Source: Paul Krugman
The TPC analysis points out that before the 1981 tax cuts there used to be a larger number of tax brackets, with a number of brackets well above the current 35 percent maximum. And it asks how much revenue would be raised if those above-35 brackets were still in place; that’s quite close to the question of how much money might be raised through higher taxes on the very rich.
Their answer is that in 2007 the higher brackets would have raised an additional $78 billion, or a bit over half a percent of GDP. By the way, that estimate takes into account the likely “elasticity of taxable income”, i.e., the disappearance of some income from the tax rolls either through reduced actual earnings or through avoidance.
So, what I did was to apply that revenue as a percent of GDP to CBO projections of GDP over the next decade. And what this says is that going back to pre-Reagan-type higher-income taxation would yield about $1.1 trillion over the next decade.

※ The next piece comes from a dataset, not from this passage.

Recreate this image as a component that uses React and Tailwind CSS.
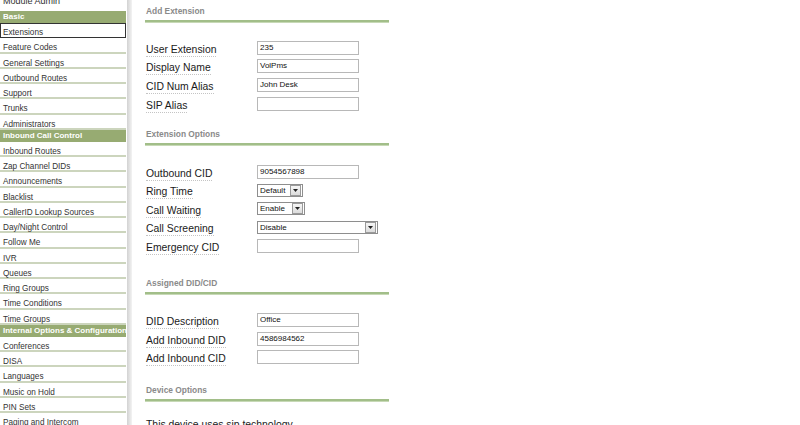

That would not by itself close the budget gap– but as I’ve been saying, no one thing would. And, you know, $1.1 trillion here, $1.1 trillion there, and soon you’re talking about real money.
Seriously, the notion that denying health care to the near-poor is a serious deficit-reduction policy, but raising taxes on the very rich is not, is not something you can justify at all on the basis of the actual numbers. Anyone who says different is practicing, well, class warfare.